Books

The emergence of belief—and unbelief

Ethan Shagan chronicles the expansion of these concepts since the Middle Ages.

Many Christians spend a great deal of time agonizing over belief and struggling against doubt. Yet they keep following Jesus, they keep being caring and compassionate, regardless of how their intellect views Chris­tianity at any given moment in time. If one’s self cannot be wholly separated from one’s actions, it seems these people do believe in Jesus. So I often wonder: Is belief overrated?

After reading Ethan Shagan’s history of belief, I’m not convinced I’ve been asking the right question. As it turns out, what I mean by belief is quite different from what Christians across the centuries have meant by it. Shagan’s book is disorienting, because it troubles assumptions about a word we think we know. That is precisely why the book is so compelling.

Shagan, who teaches history at the University of California at Berkeley, tracks belief from medieval Europe through modern Western culture. During the medieval period, belief was a category that negotiated between divine transcendence and human finitude. Because humans cannot fully know the divine, belief was a bridge between the eternal and the contingent. It was a wide category, Shagan says, since anyone could believe, “from the bishop to the ploughman.” The medieval notion of implicit faith meant that people could believe things they did not understand, even aspects of doctrine they had never heard of. At this point, belief remained closer to—if still distinct from—the Greek pistis, which connotes trust more than adherence to propositions.

But in the Reformation and the Counter-Reformation, Protestants, Catholics, and Anabaptists each made belief their own possession, to the exclusion of others. For Luther and many who followed, belief entailed holding correct doctrine and applying that doctrine to oneself. Proposi­tional belief became a part of saving faith. Christianity shifted “from a body of people to a body of beliefs,” as historian John Bossy has put it.

At the same time, the new category of unbeliever emerged. Indeed, by the strict criteria of this confessional era, suddenly unbelievers proliferated. European society and state functions began organizing around unbelief rather than belief. With new forms of governmental authoritarianism, Protestants in some areas regulated unbelieving citizens and Catholics in other areas disciplined citizens into becoming believers.

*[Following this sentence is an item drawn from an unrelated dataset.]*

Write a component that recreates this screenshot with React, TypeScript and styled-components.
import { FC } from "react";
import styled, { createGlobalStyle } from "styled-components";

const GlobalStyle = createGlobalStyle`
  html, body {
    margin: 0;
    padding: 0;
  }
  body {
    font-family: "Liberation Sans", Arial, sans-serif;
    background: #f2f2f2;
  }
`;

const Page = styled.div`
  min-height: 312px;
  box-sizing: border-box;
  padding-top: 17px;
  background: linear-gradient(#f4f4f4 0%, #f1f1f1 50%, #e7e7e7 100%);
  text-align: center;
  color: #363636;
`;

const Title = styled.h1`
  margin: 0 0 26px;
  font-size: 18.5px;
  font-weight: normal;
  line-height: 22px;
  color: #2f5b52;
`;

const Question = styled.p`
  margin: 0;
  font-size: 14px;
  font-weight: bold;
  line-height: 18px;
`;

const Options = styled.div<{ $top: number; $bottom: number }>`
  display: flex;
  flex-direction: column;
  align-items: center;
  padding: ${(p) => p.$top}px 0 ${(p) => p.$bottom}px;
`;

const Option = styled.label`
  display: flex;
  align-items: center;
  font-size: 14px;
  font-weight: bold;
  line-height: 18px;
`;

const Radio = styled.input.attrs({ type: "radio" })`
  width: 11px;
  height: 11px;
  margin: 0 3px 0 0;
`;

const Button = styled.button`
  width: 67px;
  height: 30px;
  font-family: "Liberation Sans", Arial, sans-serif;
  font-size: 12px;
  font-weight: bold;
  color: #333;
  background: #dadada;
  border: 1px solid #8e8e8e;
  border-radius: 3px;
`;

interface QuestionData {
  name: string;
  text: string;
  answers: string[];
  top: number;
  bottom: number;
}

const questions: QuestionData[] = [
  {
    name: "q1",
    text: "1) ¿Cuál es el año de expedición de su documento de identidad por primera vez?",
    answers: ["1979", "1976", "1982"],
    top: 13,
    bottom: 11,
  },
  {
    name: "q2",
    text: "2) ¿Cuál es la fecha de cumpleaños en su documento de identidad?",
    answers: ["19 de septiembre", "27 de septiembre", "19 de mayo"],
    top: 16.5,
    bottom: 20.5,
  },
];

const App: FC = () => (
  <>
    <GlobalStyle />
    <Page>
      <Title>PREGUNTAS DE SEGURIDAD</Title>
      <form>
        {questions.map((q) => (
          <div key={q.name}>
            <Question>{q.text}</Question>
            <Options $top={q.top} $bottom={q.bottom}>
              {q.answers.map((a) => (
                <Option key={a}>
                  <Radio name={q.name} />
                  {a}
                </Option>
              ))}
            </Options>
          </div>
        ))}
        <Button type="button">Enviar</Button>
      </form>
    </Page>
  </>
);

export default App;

By the 17th century, European intellectuals began to push back. As Christians sought more inclusive understandings of the term belief, its connotation began to shift decisively. Belief began to connote sovereign judgment rather than exclusive adherence to doctrines. From philosophers like Montaigne to theologians like Arminius, belief moved closer to meaning “sound and judicious consideration.” The Enlightenment pushed further in this direction. Theologians and apologists began to defend Christian belief through probabilistic reasoning, just as scientists defended their theories.

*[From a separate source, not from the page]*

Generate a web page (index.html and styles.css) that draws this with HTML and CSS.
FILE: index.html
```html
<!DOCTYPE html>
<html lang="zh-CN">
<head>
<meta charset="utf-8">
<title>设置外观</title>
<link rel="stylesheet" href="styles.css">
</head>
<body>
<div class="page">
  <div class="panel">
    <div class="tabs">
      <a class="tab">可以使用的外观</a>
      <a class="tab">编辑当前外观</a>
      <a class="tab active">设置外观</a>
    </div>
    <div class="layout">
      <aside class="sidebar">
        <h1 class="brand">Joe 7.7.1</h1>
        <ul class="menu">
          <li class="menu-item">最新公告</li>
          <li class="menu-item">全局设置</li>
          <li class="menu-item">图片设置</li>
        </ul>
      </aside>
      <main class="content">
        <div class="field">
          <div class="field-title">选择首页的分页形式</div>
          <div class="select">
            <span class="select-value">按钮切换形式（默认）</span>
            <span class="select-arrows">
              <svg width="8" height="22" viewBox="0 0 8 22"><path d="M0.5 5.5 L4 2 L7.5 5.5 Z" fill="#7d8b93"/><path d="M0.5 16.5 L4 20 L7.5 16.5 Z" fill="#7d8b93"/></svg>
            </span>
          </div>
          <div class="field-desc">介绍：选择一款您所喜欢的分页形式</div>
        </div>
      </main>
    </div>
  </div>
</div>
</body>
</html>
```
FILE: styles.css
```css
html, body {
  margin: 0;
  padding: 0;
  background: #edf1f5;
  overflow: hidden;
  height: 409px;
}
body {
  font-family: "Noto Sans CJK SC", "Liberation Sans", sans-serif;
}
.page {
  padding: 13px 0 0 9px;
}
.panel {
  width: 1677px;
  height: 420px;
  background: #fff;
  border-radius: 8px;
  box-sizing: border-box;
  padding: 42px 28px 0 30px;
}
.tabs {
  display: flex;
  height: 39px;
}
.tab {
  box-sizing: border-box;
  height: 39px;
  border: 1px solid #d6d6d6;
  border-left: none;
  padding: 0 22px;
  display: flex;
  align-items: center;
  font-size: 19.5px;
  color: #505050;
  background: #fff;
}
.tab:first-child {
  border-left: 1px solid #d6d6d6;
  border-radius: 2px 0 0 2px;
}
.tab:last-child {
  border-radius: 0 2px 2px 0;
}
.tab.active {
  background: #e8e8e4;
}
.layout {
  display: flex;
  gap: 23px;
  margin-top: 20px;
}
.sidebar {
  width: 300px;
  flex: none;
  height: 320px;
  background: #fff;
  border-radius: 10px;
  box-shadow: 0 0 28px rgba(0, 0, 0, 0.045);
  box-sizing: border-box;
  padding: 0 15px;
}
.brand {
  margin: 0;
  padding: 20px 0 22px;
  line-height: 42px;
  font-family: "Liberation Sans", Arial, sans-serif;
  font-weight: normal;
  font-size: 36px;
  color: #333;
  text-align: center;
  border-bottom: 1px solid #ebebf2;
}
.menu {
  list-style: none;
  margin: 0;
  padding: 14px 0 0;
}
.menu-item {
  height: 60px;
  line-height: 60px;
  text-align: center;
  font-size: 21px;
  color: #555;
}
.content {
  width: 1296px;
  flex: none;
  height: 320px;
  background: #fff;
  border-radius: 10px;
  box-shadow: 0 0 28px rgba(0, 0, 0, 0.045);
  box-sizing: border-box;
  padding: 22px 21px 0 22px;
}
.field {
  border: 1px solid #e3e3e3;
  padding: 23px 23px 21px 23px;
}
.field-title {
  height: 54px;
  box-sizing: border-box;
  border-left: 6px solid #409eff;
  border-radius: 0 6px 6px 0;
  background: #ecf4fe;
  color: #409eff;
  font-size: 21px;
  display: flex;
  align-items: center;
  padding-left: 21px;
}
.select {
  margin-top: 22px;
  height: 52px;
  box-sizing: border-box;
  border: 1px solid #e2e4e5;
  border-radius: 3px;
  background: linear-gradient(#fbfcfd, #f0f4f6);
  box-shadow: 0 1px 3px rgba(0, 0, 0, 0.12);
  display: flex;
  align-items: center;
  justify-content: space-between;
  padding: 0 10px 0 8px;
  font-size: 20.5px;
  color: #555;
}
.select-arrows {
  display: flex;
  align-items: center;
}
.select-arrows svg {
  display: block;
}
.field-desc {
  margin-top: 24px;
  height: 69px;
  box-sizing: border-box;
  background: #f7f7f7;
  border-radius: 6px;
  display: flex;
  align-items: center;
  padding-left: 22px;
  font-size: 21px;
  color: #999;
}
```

Understanding of knowledge was shifting at the same time. Knowledge no longer implied demonstrated certainty, as it had in medieval Europe. Europeans came to rely on probable knowledge more than certain knowledge, and the domain of knowledge expanded. As be­lief began to share epistemic territory with opinion, knowledge, and judgment, it moved beyond religion to include science, politics, economics, and other fields.

Another key shift emerged in the early modern era: people began to believe in things that humans make. In politics, for example, the state became an invented social contract rather than an aspect of providential ordering. One’s assent to something could “produce a truth that is not already there.” Decimals were adopted in the West during this time, and they were often called “imaginary numbers.”

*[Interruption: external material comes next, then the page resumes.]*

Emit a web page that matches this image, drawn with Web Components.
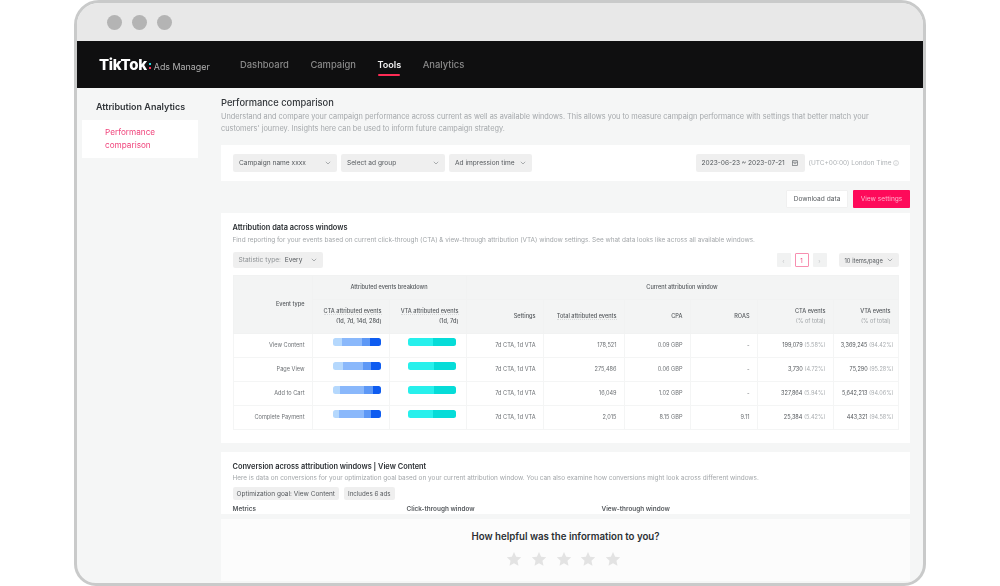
<!DOCTYPE html>
<html>
<head>
<meta charset="utf-8">
<style>
html, body { margin: 0; padding: 0; background: #fff; overflow: hidden; }
body { width: 1000px; height: 586px; font-family: Inter, "Liberation Sans", sans-serif; color: #2b2f33; }
</style>
</head>
<body>
<app-window>
  <top-nav slot="nav"></top-nav>
  <side-menu slot="side"></side-menu>
  <compare-page slot="main"></compare-page>
</app-window>

<script>
class AppWindow extends HTMLElement {
  constructor() {
    super()
    this.attachShadow({ mode: 'open' })
    this.shadowRoot.innerHTML = `
      <style>
        :host { display: block; width: 852px; height: 586px; margin-left: 74px; }
        .frame { box-sizing: border-box; height: 586px; border: 3px solid #c9caca; border-radius: 25px 25px 22px 22px; overflow: hidden; background: #f5f6f6; display: flex; flex-direction: column; }
        .bar { height: 38px; flex: none; background: #e8e8e8; display: flex; align-items: center; gap: 10px; padding: 0 0 0 30px; }
        .bar i { width: 15px; height: 15px; border-radius: 50%; background: #b4b4b4; }
        .body { flex: 1; display: flex; min-height: 0; filter: blur(.5px); }
        .side { width: 144px; flex: none; }
      </style>
      <div class="frame">
        <div class="bar"><i></i><i></i><i></i></div>
        <slot name="nav"></slot>
        <div class="body">
          <div class="side"><slot name="side"></slot></div>
          <slot name="main"></slot>
        </div>
      </div>
    `
  }
}

class TopNav extends HTMLElement {
  constructor() {
    super()
    this.attachShadow({ mode: 'open' })
    this.shadowRoot.innerHTML = `
      <style>
        :host { display: flex; flex: none; height: 47px; background: #0f0f10; align-items: center; padding-left: 22px; color: #8a8a8a; font-size: 9.4px; filter: blur(.4px); }
        .logo { display: flex; align-items: baseline; width: 141px; color: #b0b0b0; font-size: 8.9px; white-space: nowrap; }
        .logo b { color: #fff; font-size: 15px; font-weight: 800; letter-spacing: -.3px; }
        .logo u { display: flex; flex-direction: column; gap: 2px; margin: 0 3px 0 2px; align-self: center; padding-top: 3px; }
        .logo u i { width: 2px; height: 2px; background: #25d8e0; }
        .logo u i + i { background: #fe2c55; }
        nav { display: flex; gap: 21.5px; font-weight: 500; }
        a { position: relative; }
        a.on { color: #f1f1f1; font-weight: 600; font-size: 9.1px; }
        a.on::after { content: ""; position: absolute; left: 1px; right: 1px; top: 15px; height: 2px; background: #fe2c55; border-radius: 1px; }
      </style>
      <div class="logo"><b>TikTok</b><u><i></i><i></i></u>Ads Manager</div>
      <nav><a>Dashboard</a><a>Campaign</a><a class="on">Tools</a><a>Analytics</a></nav>
    `
  }
}

class SideMenu extends HTMLElement {
  constructor() {
    super()
    this.attachShadow({ mode: 'open' })
    this.shadowRoot.innerHTML = `
      <style>
        :host { display: block; padding: 11px 0 0 5px; }
        h3 { margin: 1px 0 6px 14px; font-size: 9px; line-height: 14px; font-weight: 600; color: #33373b; }
        div { width: 116px; height: 38px; box-sizing: border-box; background: #fff; padding: 6px 0 0 23px; font-size: 8.2px; line-height: 13px; color: #f0457c; }
      </style>
      <h3>Attribution Analytics</h3>
      <div>Performance<br>comparison</div>
    `
  }
}

// small grey pill used for the select boxes and tags
class PillBox extends HTMLElement {
  constructor() {
    super()
    this.attachShadow({ mode: 'open' })
    const caret = this.hasAttribute('caret') ? `<svg width="6" height="4" viewBox="0 0 6 4"><path d="M.8.8 3 3 5.2.8" fill="none" stroke="#8b8f92" stroke-width=".7"/></svg>` : ''
    this.shadowRoot.innerHTML = `
      <style>
        :host { display: inline-flex; align-items: center; justify-content: space-between; box-sizing: border-box; background: rgba(0, 0, 0, .063); border-radius: 2px; padding: 0 6px; height: 18px; font-size: 6.6px; color: #55595d; white-space: nowrap; }
      </style>
      <span><slot></slot></span>${caret}
    `
  }
}

class StackBar extends HTMLElement {
  constructor() {
    super()
    this.attachShadow({ mode: 'open' })
    const parts = this.getAttribute('parts').split(',').map(p => {
      const [w, c] = p.split(':')
      return `<i style="width:${w}px;background:${c}"></i>`
    }).join('')
    this.shadowRoot.innerHTML = `
      <style>
        :host { display: flex; height: 8px; width: 48px; margin-left: auto; border-radius: 2.5px; overflow: hidden; }
        i { display: block; height: 100%; }
      </style>
      ${parts}
    `
  }
}

class AttributionTable extends HTMLElement {
  constructor() {
    super()
    this.attachShadow({ mode: 'open' })
    const L = '#b5d8fd', M = '#8ab8fb', D = '#5d98f6', B = '#0e5cf0', T1 = '#27f0ec', T2 = '#06dcd8'
    const cta = (a, b, c, d) => `<stack-bar parts="${a}:${L},${b}:${M},${c}:${D},${d}:${B}"></stack-bar>`
    const vta = a => `<stack-bar parts="${a}:${T1},${48 - a}:${T2}"></stack-bar>`
    const rows = [
      ['View Content', cta(9, 20, 8, 11), vta(25), '178,521', '0.09 GBP', '-', '199,079', '(5.58%)', '3,369,245', '(94.42%)'],
      ['Page View', cta(10, 20, 8, 10), vta(26), '275,486', '0.06 GBP', '-', '3,730', '(4.72%)', '75,290', '(95.28%)'],
      ['Add to Cart', cta(7, 24, 9, 8), vta(26), '16,049', '1.02 GBP', '-', '327,864', '(5.94%)', '5,642,213', '(94.06%)'],
      ['Complete Payment', cta(6, 25, 7, 10), vta(25), '2,015', '8.15 GBP', '9.11', '25,384', '(5.42%)', '443,321', '(94.58%)']
    ]
    const body = rows.map(r => `
      <tr>
        <td>${r[0]}</td><td class="c">${r[1]}</td><td class="c v">${r[2]}</td>
        <td>7d CTA, 1d VTA</td><td>${r[3]}</td><td>${r[4]}</td><td>${r[5]}</td>
        <td><b>${r[6]}</b> <em>${r[7]}</em></td><td><b>${r[8]}</b> <em>${r[9]}</em></td>
      </tr>`).join('')
    this.shadowRoot.innerHTML = `
      <style>
        :host { display: block; }
        table { border-collapse: collapse; table-layout: fixed; width: 665px; font-size: 5.6px; color: #6c7074; }
        th { background: #f3f4f4; font-weight: 500; color: #55595d; padding: 0; border: 1px solid #f1f2f2; line-height: 9.5px; }
        td { box-sizing: border-box; padding: 0 7px 2px 0; height: 24px; line-height: 8px; text-align: right; border: 1px solid #f4f5f5; white-space: nowrap; }
        th.r { text-align: right; padding-right: 7px; }
        td.c { padding: 0 8px 7px 0; }
        td.v { padding-right: 9.5px; }
        b { font-weight: 400; color: #55595d; } em { font-style: normal; color: #a9adb0; }
        .h1 { height: 24px; } .h2 { height: 34px; }
        span.d { border-bottom: 1px dotted #d8dadb; }
        td:last-child { padding-right: 4px; font-size: 5.5px; }
        th small { font-size: inherit; color: #a0a4a7; font-weight: 400; }
      </style>
      <table>
        <colgroup><col style="width:79px"><col style="width:77px"><col style="width:77px"><col style="width:77px"><col style="width:81px"><col style="width:66px"><col style="width:67px"><col style="width:76px"><col style="width:65px"></colgroup>
        <tr class="h1">
          <th rowspan="2" class="r">Event type</th>
          <th colspan="2">Attributed events breakdown</th>
          <th colspan="6">Current attribution window</th>
        </tr>
        <tr class="h2">
          <th class="r"><span class="d">CTA attributed events</span><br>(1d, 7d, 14d, 28d)</th>
          <th class="r"><span class="d">VTA attributed events</span><br>(1d, 7d)</th>
          <th class="r">Settings</th>
          <th class="r"><span class="d">Total attributed events</span></th>
          <th class="r">CPA</th>
          <th class="r">ROAS</th>
          <th class="r">CTA events<br><small>(% of total)</small></th>
          <th class="r">VTA events<br><small>(% of total)</small></th>
        </tr>
        ${body}
      </table>
    `
  }
}

class ComparePage extends HTMLElement {
  constructor() {
    super()
    this.attachShadow({ mode: 'open' })
    this.shadowRoot.innerHTML = `
      <style>
        :host { display: flex; flex-direction: column; width: 689px; position: relative; overflow: hidden; }
        h1 { margin: 8px 0 0; font-size: 9.3px; line-height: 14px; font-weight: 500; color: #33373b; }
        .lead { margin: 1px 0 0; font-size: 7.33px; line-height: 12px; color: #a3a7aa; width: 670px; }
        .filters { margin-top: 10px; height: 36px; flex: none; background: #fff; display: flex; align-items: center; padding: 0 11px 0 12px; gap: 4px; }
        .tz { font-size: 6.5px; color: #aeb2b5; display: flex; align-items: center; gap: 1.5px; }
        .acts { display: flex; justify-content: flex-end; gap: 5px; margin-top: 9px; flex: none; }
        .btn { height: 18px; box-sizing: border-box; display: flex; align-items: center; justify-content: center; font-size: 6.6px; border-radius: 1px; }
        .dl { width: 62px; background: #fff; color: #55595d; border: 1px solid #f0f0f0; }
        .vs { width: 57px; background: #fe0a5a; color: #ffb3cc; }
        .card { background: #fff; margin-top: 5px; padding: 9px 11.5px 0; flex: none; box-sizing: border-box; }
        .c1 { height: 230px; }
        .c2 { height: 62px; margin-top: 9px; padding-top: 9px; overflow: hidden; }
        h2 { margin: 0; font-size: 7.4px; line-height: 11px; font-weight: 600; color: #2b2f33; }
        .sub { margin: 2px 0 0; font-size: 6.43px; line-height: 11px; color: #a3a7aa; white-space: nowrap; }
        .tools { display: flex; align-items: center; margin: 6px 0 7px; height: 16px; }
        .pager { margin-left: auto; display: flex; align-items: center; gap: 4px; font-size: 6px; color: #c4c6c8; }
        .pager i { width: 14px; height: 14px; box-sizing: border-box; background: #f1f2f2; border-radius: 1px; display: flex; align-items: center; justify-content: center; font-style: normal; }
        .pager i.on { background: #fff; border: 1px solid #f78fb0; color: #f0457c; }
        .tags { display: flex; gap: 5px; margin-top: 3px; }
        .cols { display: flex; margin-top: 5px; font-size: 6.4px; line-height: 8px; font-weight: 600; color: #55595d; }
        .feedback { position: absolute; left: 0; right: 0; bottom: 2px; height: 62px; background: #fcfcfc; display: flex; flex-direction: column; align-items: center; }
        .feedback p { margin: 11px 0 7px; font-size: 9.7px; line-height: 14px; font-weight: 600; color: #2b2f33; }
        .stars { display: flex; gap: 8.75px; margin-right: 4px; }
      </style>
      <h1>Performance comparison</h1>
      <p class="lead">Understand and compare your campaign performance across current as well as available windows. This allows you to measure campaign performance with settings that better match your customers' journey. Insights here can be used to inform future campaign strategy.</p>
      <div class="filters">
        <pill-box caret style="width:104px">Campaign name xxxx</pill-box>
        <pill-box caret style="width:104px">Select ad group</pill-box>
        <pill-box caret style="width:83px">Ad impression time</pill-box>
        <pill-box style="width:109px;margin-left:auto">2023-06-23 ~ 2023-07-21
          <svg style="vertical-align:-1px;margin-left:5px" width="6" height="6" viewBox="0 0 6 6"><rect x=".4" y=".8" width="5.2" height="4.8" fill="none" stroke="#6c7074" stroke-width=".7"/><path d="M.4 2.4h5.2M1.8 3.6h2.4M1.8 0v1.2M4.2 0v1.2" stroke="#6c7074" stroke-width=".6"/></svg></pill-box>
        <span class="tz">(UTC+00:00) London Time
          <svg width="6" height="6" viewBox="0 0 6 6"><circle cx="3" cy="3" r="2.5" fill="none" stroke="#aeb2b5" stroke-width=".5"/><path d="M3 2.6v1.8M3 1.4v.6" stroke="#aeb2b5" stroke-width=".5"/></svg></span>
      </div>
      <div class="acts"><div class="btn dl">Download data</div><div class="btn vs">View settings</div></div>
      <div class="card c1">
        <h2>Attribution data across windows</h2>
        <p class="sub">Find reporting for your events based on current click-through (CTA) &amp; view-through attribution (VTA) window settings. See what data looks like across all available windows.</p>
        <div class="tools">
          <pill-box caret style="width:90px;height:16px;color:#8c9093">Statistic type:&nbsp;&nbsp;<span style="color:#55595d">Every</span></pill-box>
          <div class="pager"><i>‹</i><i class="on">1</i><i>›</i><pill-box caret style="width:60px;height:14px;margin-left:8px;font-size:5.8px">10 items/page</pill-box></div>
        </div>
        <attribution-table></attribution-table>
      </div>
      <div class="card c2">
        <h2>Conversion across attribution windows | View Content</h2>
        <p class="sub" style="margin-top:1px">Here is data on conversions for your optimization goal based on your current attribution window. You can also examine how conversions might look across different windows.</p>
        <div class="tags"><pill-box style="height:13px;padding:0 4px;font-size:6.5px">Optimization goal: View Content</pill-box><pill-box style="height:13px;padding:0 4px;font-size:6.2px">Includes 6 ads</pill-box></div>
        <div class="cols"><span style="width:174px">Metrics</span><span style="width:195px">Click-through window</span><span>View-through window</span></div>
      </div>
      <div class="feedback">
        <p>How helpful was the information to you?</p>
        <div class="stars">${'<svg width="16" height="16" viewBox="0 0 24 24"><path d="M12 1.5l3.2 7 7.6.9-5.6 5.2 1.5 7.5L12 18.3l-6.7 3.8 1.5-7.5L1.2 9.4l7.6-.9z" fill="#e3e3e3"/></svg>'.repeat(5)}</div>
      </div>
    `
  }
}

customElements.define('app-window', AppWindow)
customElements.define('top-nav', TopNav)
customElements.define('side-menu', SideMenu)
customElements.define('pill-box', PillBox)
customElements.define('stack-bar', StackBar)
customElements.define('attribution-table', AttributionTable)
customElements.define('compare-page', ComparePage)
</script>
</body>
</html>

Shagan’s book is a powerful counternarrative to the assumption that belief is in decline. Belief has not decreased; if anything, it has expanded, even while it has become more diffuse.

Today we believe and disbelieve all sorts of things, from the divine to the secular and everything in between. We believe in climate change (or not). We believe in political platforms. (Remem­ber Mitt Romney’s slogan, “Believe in America”?) As Shagan puts it, we are “promiscuous” in what we believe.

Some people might lament the diffusion of belief beyond Christianity, but Shagan is not among them. He recognizes that Western culture’s lack of shared beliefs means that it often lacks shared reference points for moral deliberation. But he also recognizes just how dramatic—and strange—the modern understanding of belief is. While West­erners no longer share beliefs, we at least agree that all of us hold beliefs. Such agreement was not a given in prior eras. The capacity to see another’s views as beliefs while not believing them oneself, Shagan believes, is what binds together pluralistic Western societies.

As a Christian, I find Shagan’s book strangely reassuring. Belief might not be directed where it once often was—to Jesus, the church, and ministry. But the fact that people still do believe, and do so quite relentlessly, is cause for hope. After all, the search for belief lends itself to a search for the grounding of belief, which presses us to ask religious questions. Though church attendance is in decline, religious questions are not going away; people continue to believe in all sorts of things. Christians can remind people that there is a grounding for all of those beliefs—a grounding beyond humans themselves.

Shagan’s book motivates us to re­assess belief. Not simply propositional knowledge, belief these days may look more like trust in the divine, a trust that inherently draws us into a body greater than ourselves. For Christians, that is a start for rethinking belief.

Ross Kane

Ross Kane teaches at Virginia Theological Seminary and is the author of Syncretism and Christian Tradition.